Polska firma odzieżowa nie zarejestruje wspólnotowego znaku towarowego przedstawiającego kajmana. Powód? Klientom może się on kojarzyć z wyrobami francuskiego potentata. Uznał tak Sąd Unii Europejskiej

Zdaniem Sądu renoma krokodyla Lacoste pozwala udaremnić rejestrację kształtów krokodyla lub kajmana w odniesieniu do wyrobów ze skóry, ubrań i obuwia.

To krokodyl czy kajman? / Media

Tym samym rozstrzygnięto sprawę ciągnącą się od 2007 roku.

Wówczas polska spółka Eugenia Mocek i Jadwiga Wenta KAJMAN Firma Handlowo-Usługowo-Produkcyjna zgłosiła do rejestracji w Urzędzie Harmonizacji w ramach Rynku Wewnętrznego (OHIM) oznaczenie graficzne dla pewnej grupy produktów, w tym przede wszystkim toreb, ubrań i obuwia.

Logo firmy przedstawia jej nazwę osadzoną w obrazku przypominającym wizualnie gada z aligatorowatych.

To nie spodobało się jednak Lacoste. Francuzi wnieśli sprzeciw od tego zgłoszenia, twierdząc, że zgłaszany znak jest zbyt podobny do wcześniej zarejestrowanego przez znaną spółkę znaku.

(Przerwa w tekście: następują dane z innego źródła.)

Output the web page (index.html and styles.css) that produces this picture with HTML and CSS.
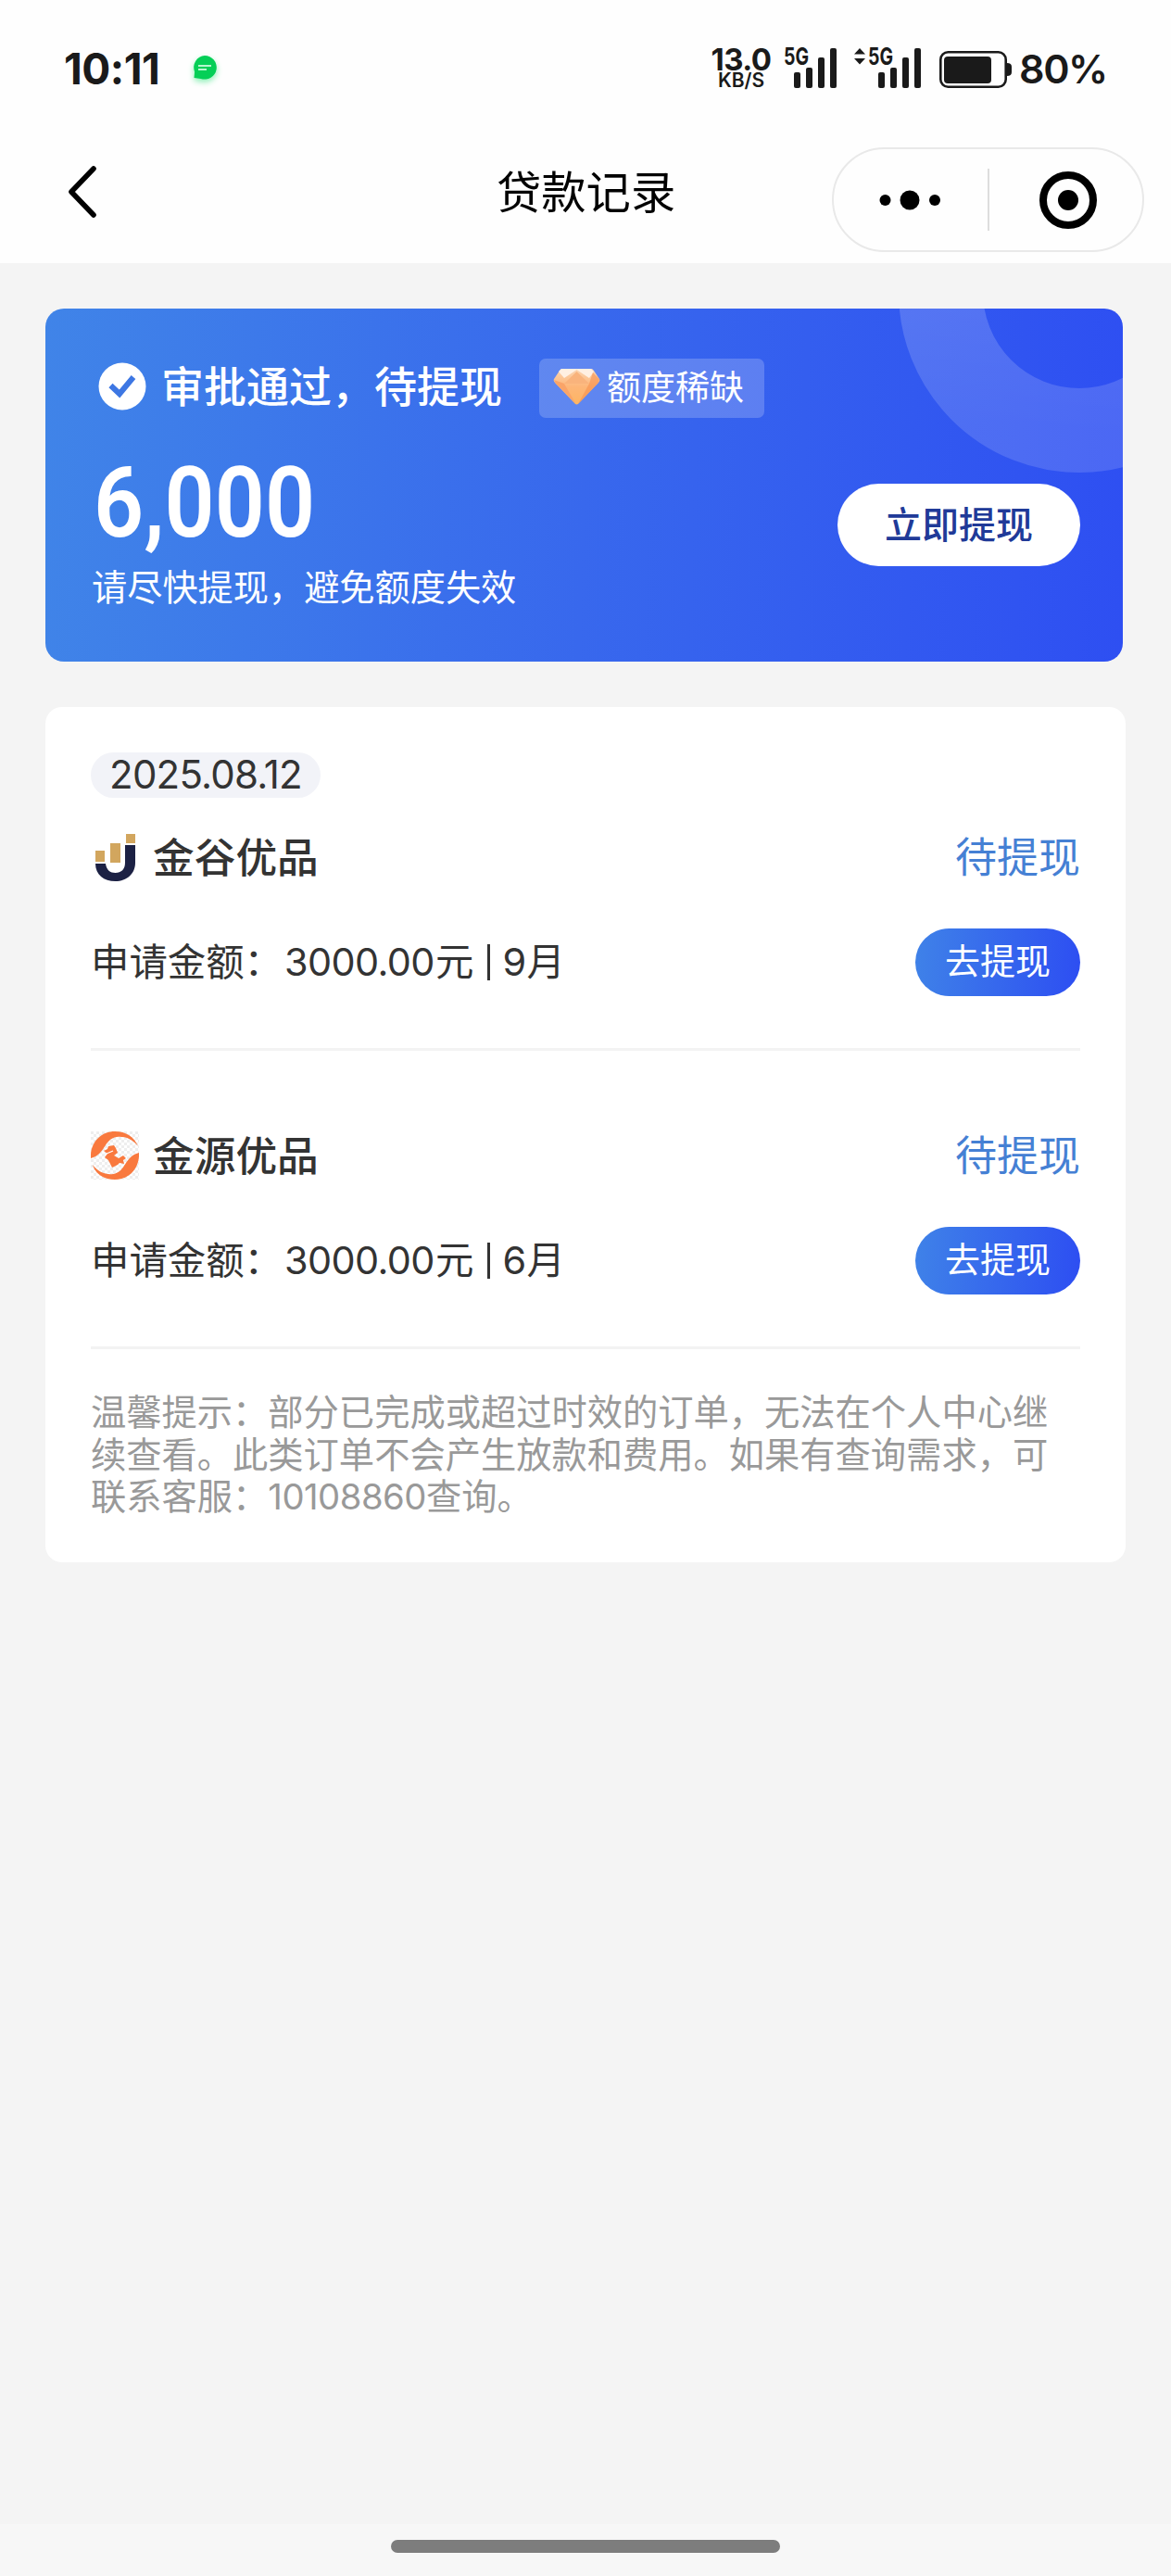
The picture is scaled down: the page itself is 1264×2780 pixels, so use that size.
FILE: index.html
```html
<!DOCTYPE html>
<html lang="zh-CN">
<head>
<meta charset="utf-8">
<title>贷款记录</title>
<link rel="stylesheet" href="styles.css">
</head>
<body>
<header class="top">
  <div class="status">
    <span class="time">10:11</span>
    <svg class="msg" width="30" height="34" viewBox="0 0 30 34"><path d="M15 2a12.8 12.8 0 1 1-4.200 24.900L3.500 26l.6-6.500A12.800 12.800 0 0 1 15 2z" fill="#05cf57"/><path d="M8 13h14M8 17h9" stroke="#b5f7cf" stroke-width="2"/></svg>
    <div class="speed"><span class="rate">13.0</span><span class="unit">KB/S</span></div>
    <svg class="signal" width="58" height="44" viewBox="0 0 58 44"><text x="0" y="19" textLength="27" lengthAdjust="spacingAndGlyphs">5G</text><g><rect x="11" y="27" width="7" height="17" rx="2"/><rect x="24" y="22" width="7" height="22" rx="2"/><rect x="37" y="11" width="7" height="33" rx="2"/><rect x="50" y="1" width="7" height="43" rx="2"/></g></svg>
    <svg class="signal second" width="72" height="44" viewBox="0 0 72 44"><path d="M0 7.500L6 1l6 6.500zM0 12h12l-6 6.500z"/><text x="15" y="19" textLength="27" lengthAdjust="spacingAndGlyphs">5G</text><g><rect x="26" y="27" width="7" height="17" rx="2"/><rect x="39" y="22" width="7" height="22" rx="2"/><rect x="52" y="11" width="7" height="33" rx="2"/><rect x="65" y="1" width="7" height="43" rx="2"/></g></svg>
    <svg class="battery" width="79" height="40" viewBox="0 0 79 40"><rect x="1.300" y="1.300" width="70.400" height="37.400" rx="8" fill="none" stroke="#1a1a1a" stroke-width="2.600"/><rect x="5" y="6" width="51" height="29" rx="4"/><path d="M73 13q5 0 5 4v6q0 4-5 4z"/></svg>
    <span class="percent">80%</span>
  </div>
  <nav class="nav">
    <svg class="back" width="34" height="56" viewBox="0 0 34 56"><path d="M29 3L5 28l24 25" fill="none" stroke="#000" stroke-width="5.600" stroke-linejoin="round" stroke-linecap="round"/></svg>
    <h1 class="title">贷款记录</h1>
    <div class="capsule">
      <svg width="66" height="22" viewBox="0 0 66 22"><circle cx="6.500" cy="11" r="6"/><circle cx="33" cy="11" r="10.500"/><circle cx="60" cy="11" r="6"/></svg>
      <i class="rule"></i>
      <svg width="62" height="62" viewBox="0 0 62 62"><circle cx="31" cy="31" r="27" fill="none" stroke="#000" stroke-width="8"/><circle cx="31" cy="31" r="11"/></svg>
    </div>
  </nav>
</header>
<main class="main">
  <section class="banner">
    <svg class="halo" width="241" height="177" viewBox="0 0 241 177"><defs><linearGradient id="halo" x1="0" y1="0" x2="0" y2="1"><stop offset=".45" stop-color="#fff" stop-opacity=".18"/><stop offset="1" stop-color="#fff" stop-opacity=".14"/></linearGradient></defs><circle cx="194" cy="-18" r="149.500" fill="none" stroke="url(#halo)" stroke-width="91"/></svg>
    <div class="approved">
      <svg width="52" height="52" viewBox="0 0 52 52"><circle cx="26" cy="26" r="25.500" fill="#fff"/><path d="M13.500 25l9.500 9 15-18" fill="none" stroke="#3d77e3" stroke-width="6"/></svg>
      <strong class="approved-text">审批通过，待提现</strong>
      <span class="scarce"><svg width="51" height="40" viewBox="0 0 51 40"><defs><linearGradient id="gem" x1="0" y1="0" x2="0" y2="1"><stop offset="0" stop-color="#fbd6b4"/><stop offset=".5" stop-color="#fdb678"/><stop offset="1" stop-color="#fdb562"/></linearGradient></defs><path d="M10 1h31q2 0 3 2l6 9q1 2-1 4L27.500 38.500q-2 2-4 0L2 16q-2-2-1-4L7 3q1-2 3-2z" fill="url(#gem)"/><path d="M9 1h32l3 3-5 7-13.500-9L12 11 6 4z" fill="#fff0e2"/><path d="M25.500 4L12 17h27z" fill="#f9b37c"/><path d="M39 17l4-12 7 7-1 4-22 23z" fill="#f7914f" opacity=".6"/><path d="M12 17L1 13l2 4 21 21z" fill="#faa468"/></svg>额度稀缺</span>
    </div>
    <div class="quota">
      <div>
        <div class="amount">6,000</div>
        <p class="hint">请尽快提现，避免额度失效</p>
      </div>
      <button class="withdraw">立即提现</button>
    </div>
  </section>
  <section class="card">
    <span class="date">2025.08.12</span>
    <article class="loan">
      <div class="row head">
        <svg class="logo" width="52" height="52" viewBox="0 0 52 52"><path d="M5 33h11c1 7 5 10 10.500 10C33 43 37 39 37 32V13h11v19c0 12-9 20-21.500 20S5 45 5 33z" fill="#1c2144"/><path d="M5 19h10v12H5zM21 11h11v21H21zM38 1h10v10H38z" fill="#d2a65e"/></svg>
        <h2 class="name">金谷优品</h2><span class="state">待提现</span>
      </div>
      <div class="row detail"><span class="apply">申请金额：</span><span class="sum">3000.00</span><span class="apply">元</span><i class="bar"></i><span class="term">9</span><span class="apply">月</span><button class="go">去提现</button></div>
    </article>
    <article class="loan">
      <div class="row head">
        <svg class="logo" width="52" height="52" viewBox="0 0 52 52"><defs><pattern id="tiles" width="6" height="6" patternUnits="userSpaceOnUse"><path d="M0 0h3v3H0zM3 3h3v3H3z" fill="#eee"/></pattern></defs><path d="M0 0h52v52H0z" fill="url(#tiles)"/><path d="M0 29C-1 12 11 0 26 0c12 0 21 6 25 16C45 8 36 5 28 6 14 8 16 25 0 29z" fill="#f9793e"/><path d="M52 23c1 17-11 29-26 29C14 52 5 46 2 36c6 8 14 11 22 10 14-2 12-19 28-23z" fill="#f9793e"/><path d="M14 21l4-2 1-3 6-1 2 3 2 5-4 3 5 3 5-3 3 3-3 2 1 4-5-1-2 2-6 3-4-8-4-3 3-4z" fill="#f9793e"/><path d="M17 24l7-3" stroke="#fff" stroke-width="1.200"/></svg>
        <h2 class="name">金源优品</h2><span class="state">待提现</span>
      </div>
      <div class="row detail"><span class="apply">申请金额：</span><span class="sum">3000.00</span><span class="apply">元</span><i class="bar"></i><span class="term">6</span><span class="apply">月</span><button class="go">去提现</button></div>
    </article>
    <p class="tips">温馨提示：部分已完成或超过时效的订单，无法在个人中心继<br>续查看。此类订单不会产生放款和费用。如果有查询需求，可<br>联系客服：<span class="phone">10108860</span>查询。</p>
  </section>
</main>
<footer class="home"><i class="handle"></i></footer>
</body>
</html>
```
FILE: styles.css
```css
* { box-sizing: border-box; margin: 0; padding: 0; }
body {
  width: 1264px;
  height: 2780px;
  display: flex;
  flex-direction: column;
  background: #f4f4f4;
  color: #333;
  font-family: Inter, "Noto Sans CJK SC", sans-serif;
  white-space: nowrap;
}
svg { display: block; flex: none; }
button { border: 0; font-family: inherit; white-space: nowrap; }
h1, h2 { font-weight: 400; }

.top { height: 284px; background: #fefefe; }
.status { display: flex; height: 149px; padding-left: 69px; color: #1a1a1a; fill: #1a1a1a; }
.time { width: 137px; margin-top: 46px; font-size: 46px; line-height: 56px; font-weight: 700; letter-spacing: -0.500px; }
.msg { margin-top: 58px; filter: drop-shadow(0 3px 3px #8bf0b5); }
.speed { width: 64px; margin: 50px 14px 0 532px; display: flex; flex-direction: column; align-items: center; }
.rate { font-size: 33px; line-height: 28px; font-weight: 700; letter-spacing: -0.5px; }
.unit { font-size: 21px; line-height: 18px; font-weight: 600; }
.signal { margin-top: 51px; font-size: 26px; font-weight: 700; overflow: visible; }
.second { margin-left: 18px; }
.battery { margin: 55px 0 0 20px; }
.percent { margin: 48px 0 0 7px; font-size: 43px; line-height: 52px; font-weight: 600; letter-spacing: -1.400px; }

.nav { height: 135px; padding-left: 72px; display: flex; align-items: flex-start; }
.back { margin-top: 30px; }
.title { margin: 26px 0 0 430px; width: 196px; font-size: 48.300px; line-height: 66px; color: #000; }
.capsule { width: 337px; height: 113px; margin: 10px 0 0 166px; padding: 0 47px 0 49px; border: 2px solid #e9e9e9; border-radius: 57px; display: flex; align-items: center; }
.rule { width: 2px; height: 67px; margin: 0 54px 0 51px; background: #ddd; }

.main { padding: 49px 49px 0; }
.banner { position: relative; width: 1163px; height: 381px; padding: 54px 46px 0 57px; border-radius: 20px; overflow: hidden; background: linear-gradient(92deg, #4084e8 0%, #3868ed 50%, #2e4ff2 100%); color: #fff; }
.halo { position: absolute; top: 0; right: 0; }
.approved { display: flex; align-items: center; height: 64px; }
.approved svg { margin-top: -4px; }
.approved-text { width: 368px; margin: -4px 40px 0 16px; font-size: 46px; line-height: 60px; font-weight: 500; }
.scarce { display: flex; align-items: center; width: 243px; height: 64px; padding-left: 15px; gap: 7px; border-radius: 7px; background: rgba(255, 255, 255, .2); font-size: 37px; line-height: 60px; }
.quota { position: relative; display: flex; justify-content: space-between; }
.amount { height: 152px; padding: 36px 0 0 0; margin-left: -5px; font-family: Roboto, sans-serif; font-size: 106px; line-height: 112px; font-weight: 600; transform: scaleX(.895); transform-origin: left; }
.hint { margin-left: -7px; font-size: 38.200px; line-height: 62px; }
.withdraw { width: 262px; height: 89px; margin-top: 71px; border-radius: 45px; background: #fff; color: #203a98; font-size: 40px; font-weight: 500; line-height: 90px; }

.card { width: 1166px; height: 923px; margin-top: 49px; padding: 49px; border-radius: 18px; background: #fff; }
.date { display: block; width: 248px; height: 49px; border-radius: 25px; background: #f2f3f8; text-align: center; font-size: 42px; line-height: 48px; letter-spacing: -0.800px; }
.loan { height: 322px; border-bottom: 3px solid #f3f3f3; padding-top: 37px; }
.loan + .loan { padding-top: 86px; }
.date + .loan { height: 273px; }
.row { display: flex; align-items: center; }
.head { height: 56px; }
.name { margin: 0 0 0 15px; font-size: 44.700px; line-height: 56px; font-weight: 500; }
.logo { margin-top: -2px; }
.state { margin: 0 0 0 auto; font-size: 45px; line-height: 56px; color: #4580d4; }
.detail { height: 73px; margin-top: 48px; font-size: 41.400px; line-height: 60px; }
.sum { width: 163px; letter-spacing: -0.600px; margin-left: 2px; }
.bar { width: 3px; height: 39px; margin: 0 13px 0 15px; background: #333; }
.term { width: 26px; }
.apply, .sum, .term { margin-top: -1px; }
.go { width: 178px; height: 73px; margin-left: auto; border-radius: 37px; background: linear-gradient(94deg, #3f82e8, #2d4ef2); color: #fff; font-size: 38px; line-height: 71px; padding-bottom: 2px; }
.tips { margin-top: 46px; color: #999; font-size: 38.270px; line-height: 45.500px; }
.phone { letter-spacing: -0.500px; }

.home { height: 56px; margin-top: auto; padding-top: 17px; background: #f7f7f7; }
.handle { display: block; width: 420px; height: 14px; margin: 0 auto; border-radius: 7px; background: #7d7d7d; }
```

Ergo – klienci chcący kupić np. koszulkę od Francuzów, mogą się pomylić i nabyć produkt polskiej firmy.

OHIM przychylił się do argumentacji Lacoste, odmawiając Kajmanowi rejestracji oznaczenia dla wyrobów ze skóry, ubrań i obuwia. Polacy wystąpili wówczas do Sądu Unii Europejskiej o stwierdzenie nieważności decyzji urzędników.

Sąd uznał jednak, że decyzja OHIM była właściwa. Jak stwierdzono, mimo że w warstwie wizualnej znaki nie są do siebie podobne, to i tak zgoda na rejestrację mogłaby spowodować wprowadzanie klientów w błąd. Krokodyl umieszczony na ubraniach stał się bowiem wręcz wizytówką firmy Lacoste, w związku z czym konsumenci - nawet dostrzegając różnicę w wyglądzie znaku - mogliby uważać, że nabywają produkt od Lacoste.

Polskiej spółce od orzeczenia sądu przysługuje odwołanie do Trybunału Sprawiedliwości Unii Europejskiej. Musi ono jednak być oparte na wątpliwościach natury prawnej.